TASK STATEMENT
Set down all of the entries word for word, omitting the images they contain.
*****
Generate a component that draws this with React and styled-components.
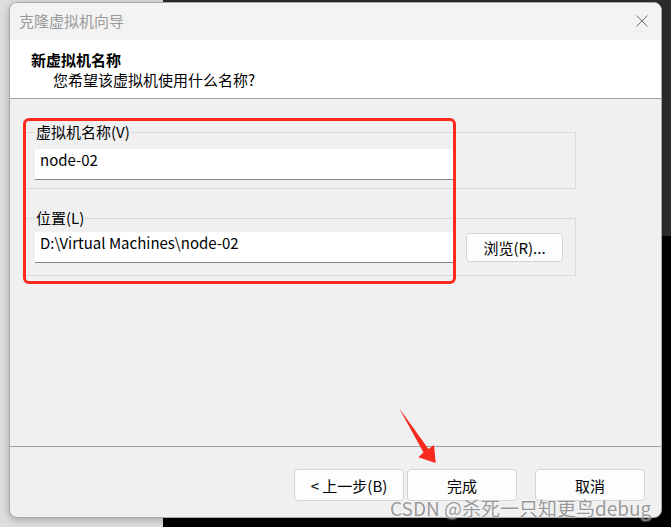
import React from 'react';
import styled, { createGlobalStyle } from 'styled-components';

const Global = createGlobalStyle`
  html, body {
    margin: 0;
    padding: 0;
    background: #000;
  }
  body {
    font-family: "Noto Sans CJK SC", "Noto Sans", sans-serif;
  }
`;

const Desktop = styled.div`
  position: relative;
  width: 671px;
  height: 527px;
  overflow: hidden;
  padding: 2px 0 0 9px;
  box-sizing: border-box;
  background:
    linear-gradient(to right, #dedede 0 163px, transparent 163px),
    linear-gradient(to bottom, #2c2c2c 0 236px, #000 236px);
`;

const Dialog = styled.div`
  position: relative;
  width: 653px;
  height: 516px;
  box-sizing: border-box;
  border: 1px solid #a8a8a8;
  border-radius: 8px;
  overflow: hidden;
  display: flex;
  flex-direction: column;
  background: #f0f0f0;
  box-shadow: 0 2px 8px rgba(0, 0, 0, 0.25);
`;

const TitleBar = styled.div`
  height: 35px;
  flex: none;
  display: flex;
  align-items: center;
  justify-content: space-between;
  padding: 0 13px 2px 9px;
  background: #f3f3f3;
`;

const Title = styled.span`
  font-size: 15px;
  color: #9a9a9a;
`;

const Header = styled.div`
  flex: none;
  background: #fff;
  border-bottom: 1px solid #a0a0a0;
  padding: 10px 0 0 21px;
  height: 48px;
  display: flex;
  flex-direction: column;
`;

const HeaderTitle = styled.div`
  font-size: 15px;
  font-weight: 700;
  line-height: 20px;
  color: #000;
`;

const HeaderSub = styled.div`
  font-size: 15px;
  line-height: 20px;
  color: #000;
  padding-left: 22px;
`;

const Body = styled.div`
  flex: 1;
  background: #f0f0f0;
  border-bottom: 1px solid #a0a0a0;
  padding: 23px 0 0 14px;
  display: flex;
  flex-direction: column;
  gap: 19px;
`;

const Group = styled.fieldset`
  margin: 0;
  min-width: 0;
  width: 552px;
  box-sizing: border-box;
  border: 1px solid #dadada;
  padding: 0 0 ${p => p.$pb}px 10px;
`;

const Legend = styled.legend`
  padding: 0 1px;
  font-size: 15px;
  line-height: 20px;
  color: #000;
`;

const Row = styled.div`
  display: flex;
  align-items: center;
  gap: 13px;
  margin-top: ${p => p.$mt}px;
`;

const Field = styled.div`
  width: 418px;
  height: 31px;
  box-sizing: border-box;
  background: #fff;
  border-bottom: 1px solid #868686;
  padding: 1px 0 0 5px;
  font-size: 15px;
  line-height: 20px;
  color: #000;
`;

const Button = styled.div`
  width: ${p => p.$w}px;
  height: ${p => p.$h}px;
  box-sizing: border-box;
  background: #fdfdfd;
  border: 1px solid #d4d4d4;
  border-radius: 4px;
  display: flex;
  align-items: center;
  justify-content: center;
  font-size: 15px;
  color: #000;
`;

const Footer = styled.div`
  height: 70px;
  flex: none;
  box-sizing: border-box;
  padding: 22px 16px 0 0;
  display: flex;
  justify-content: flex-end;
  align-items: flex-start;
`;

const ButtonGroup = styled.div`
  display: flex;
  gap: 3px;
  margin-right: 18px;
`;

const RedBox = styled.div`
  position: absolute;
  left: 13px;
  top: 115px;
  width: 433px;
  height: 166px;
  box-sizing: border-box;
  border: 3px solid #fb2a1c;
  border-radius: 6px;
  pointer-events: none;
`;

const Overlay = styled.svg`
  position: absolute;
  left: 0;
  top: 0;
  pointer-events: none;
`;

const Watermark = styled.div`
  position: absolute;
  left: 390px;
  top: 496px;
  font-size: 19px;
  line-height: 24px;
  color: rgba(120, 120, 120, 0.75);
  text-shadow: 0 0 2px rgba(255, 255, 255, 0.9);
  white-space: nowrap;
`;

function CloseIcon() {
  return (
    <svg width="12" height="12" viewBox="0 0 12 12">
      <path d="M0.5 0.5 L11.5 11.5 M11.5 0.5 L0.5 11.5" stroke="#6f6f6f" strokeWidth="1" fill="none" />
    </svg>
  );
}

export default function App() {
  return (
    <>
      <Global />
      <Desktop>
        <Dialog>
          <TitleBar>
            <Title>克隆虚拟机向导</Title>
            <CloseIcon />
          </TitleBar>
          <Header>
            <HeaderTitle>新虚拟机名称</HeaderTitle>
            <HeaderSub>您希望该虚拟机使用什么名称?</HeaderSub>
          </Header>
          <Body>
            <Group $pb={8}>
              <Legend>虚拟机名称(V)</Legend>
              <Row $mt={7}>
                <Field>node-02</Field>
              </Row>
            </Group>
            <Group $pb={12}>
              <Legend>位置(L)</Legend>
              <Row $mt={4}>
                <Field>D:\Virtual Machines\node-02</Field>
                <Button $w={97} $h={29}>浏览(R)...</Button>
              </Row>
            </Group>
          </Body>
          <Footer>
            <ButtonGroup>
              <Button $w={110} $h={32}>&lt; 上一步(B)</Button>
              <Button $w={110} $h={32}>完成</Button>
            </ButtonGroup>
            <Button $w={110} $h={32}>取消</Button>
          </Footer>
          <RedBox />
        </Dialog>
        <Overlay width="671" height="527" viewBox="0 0 671 527">
          <polygon
            points="399,408 428.5,449 434,445 435.7,463 418.3,457.3 423.5,452.5"
            fill="#f52a1c"
          />
        </Overlay>
        <Watermark>CSDN @杀死一只知更鸟debug</Watermark>
      </Desktop>
    </>
  );
}
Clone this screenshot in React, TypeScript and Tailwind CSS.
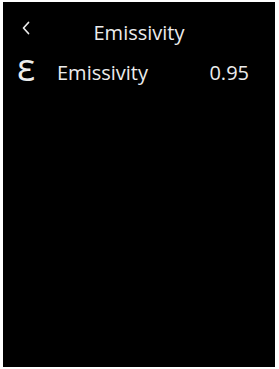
*****
ANSWER IN FULL
Generate a component that draws this with React and styled-components.
import React from 'react';
import styled, { createGlobalStyle } from 'styled-components';

const Global = createGlobalStyle`
  html, body {
    margin: 0;
    padding: 0;
    background: #000;
  }
  body {
    font-family: "Noto Sans CJK SC", "Noto Sans", sans-serif;
  }
`;

const Desktop = styled.div`
  position: relative;
  width: 671px;
  height: 527px;
  overflow: hidden;
  padding: 2px 0 0 9px;
  box-sizing: border-box;
  background:
    linear-gradient(to right, #dedede 0 163px, transparent 163px),
    linear-gradient(to bottom, #2c2c2c 0 236px, #000 236px);
`;

const Dialog = styled.div`
  position: relative;
  width: 653px;
  height: 516px;
  box-sizing: border-box;
  border: 1px solid #a8a8a8;
  border-radius: 8px;
  overflow: hidden;
  display: flex;
  flex-direction: column;
  background: #f0f0f0;
  box-shadow: 0 2px 8px rgba(0, 0, 0, 0.25);
`;

const TitleBar = styled.div`
  height: 35px;
  flex: none;
  display: flex;
  align-items: center;
  justify-content: space-between;
  padding: 0 13px 2px 9px;
  background: #f3f3f3;
`;

const Title = styled.span`
  font-size: 15px;
  color: #9a9a9a;
`;

const Header = styled.div`
  flex: none;
  background: #fff;
  border-bottom: 1px solid #a0a0a0;
  padding: 10px 0 0 21px;
  height: 48px;
  display: flex;
  flex-direction: column;
`;

const HeaderTitle = styled.div`
  font-size: 15px;
  font-weight: 700;
  line-height: 20px;
  color: #000;
`;

const HeaderSub = styled.div`
  font-size: 15px;
  line-height: 20px;
  color: #000;
  padding-left: 22px;
`;

const Body = styled.div`
  flex: 1;
  background: #f0f0f0;
  border-bottom: 1px solid #a0a0a0;
  padding: 23px 0 0 14px;
  display: flex;
  flex-direction: column;
  gap: 19px;
`;

const Group = styled.fieldset`
  margin: 0;
  min-width: 0;
  width: 552px;
  box-sizing: border-box;
  border: 1px solid #dadada;
  padding: 0 0 ${p => p.$pb}px 10px;
`;

const Legend = styled.legend`
  padding: 0 1px;
  font-size: 15px;
  line-height: 20px;
  color: #000;
`;

const Row = styled.div`
  display: flex;
  align-items: center;
  gap: 13px;
  margin-top: ${p => p.$mt}px;
`;

const Field = styled.div`
  width: 418px;
  height: 31px;
  box-sizing: border-box;
  background: #fff;
  border-bottom: 1px solid #868686;
  padding: 1px 0 0 5px;
  font-size: 15px;
  line-height: 20px;
  color: #000;
`;

const Button = styled.div`
  width: ${p => p.$w}px;
  height: ${p => p.$h}px;
  box-sizing: border-box;
  background: #fdfdfd;
  border: 1px solid #d4d4d4;
  border-radius: 4px;
  display: flex;
  align-items: center;
  justify-content: center;
  font-size: 15px;
  color: #000;
`;

const Footer = styled.div`
  height: 70px;
  flex: none;
  box-sizing: border-box;
  padding: 22px 16px 0 0;
  display: flex;
  justify-content: flex-end;
  align-items: flex-start;
`;

const ButtonGroup = styled.div`
  display: flex;
  gap: 3px;
  margin-right: 18px;
`;

const RedBox = styled.div`
  position: absolute;
  left: 13px;
  top: 115px;
  width: 433px;
  height: 166px;
  box-sizing: border-box;
  border: 3px solid #fb2a1c;
  border-radius: 6px;
  pointer-events: none;
`;

const Overlay = styled.svg`
  position: absolute;
  left: 0;
  top: 0;
  pointer-events: none;
`;

const Watermark = styled.div`
  position: absolute;
  left: 390px;
  top: 496px;
  font-size: 19px;
  line-height: 24px;
  color: rgba(120, 120, 120, 0.75);
  text-shadow: 0 0 2px rgba(255, 255, 255, 0.9);
  white-space: nowrap;
`;

function CloseIcon() {
  return (
    <svg width="12" height="12" viewBox="0 0 12 12">
      <path d="M0.5 0.5 L11.5 11.5 M11.5 0.5 L0.5 11.5" stroke="#6f6f6f" strokeWidth="1" fill="none" />
    </svg>
  );
}

export default function App() {
  return (
    <>
      <Global />
      <Desktop>
        <Dialog>
          <TitleBar>
            <Title>克隆虚拟机向导</Title>
            <CloseIcon />
          </TitleBar>
          <Header>
            <HeaderTitle>新虚拟机名称</HeaderTitle>
            <HeaderSub>您希望该虚拟机使用什么名称?</HeaderSub>
          </Header>
          <Body>
            <Group $pb={8}>
              <Legend>虚拟机名称(V)</Legend>
              <Row $mt={7}>
                <Field>node-02</Field>
              </Row>
            </Group>
            <Group $pb={12}>
              <Legend>位置(L)</Legend>
              <Row $mt={4}>
                <Field>D:\Virtual Machines\node-02</Field>
                <Button $w={97} $h={29}>浏览(R)...</Button>
              </Row>
            </Group>
          </Body>
          <Footer>
            <ButtonGroup>
              <Button $w={110} $h={32}>&lt; 上一步(B)</Button>
              <Button $w={110} $h={32}>完成</Button>
            </ButtonGroup>
            <Button $w={110} $h={32}>取消</Button>
          </Footer>
          <RedBox />
        </Dialog>
        <Overlay width="671" height="527" viewBox="0 0 671 527">
          <polygon
            points="399,408 428.5,449 434,445 435.7,463 418.3,457.3 423.5,452.5"
            fill="#f52a1c"
          />
        </Overlay>
        <Watermark>CSDN @杀死一只知更鸟debug</Watermark>
      </Desktop>
    </>
  );
}
Clone this screenshot in React, TypeScript and Tailwind CSS.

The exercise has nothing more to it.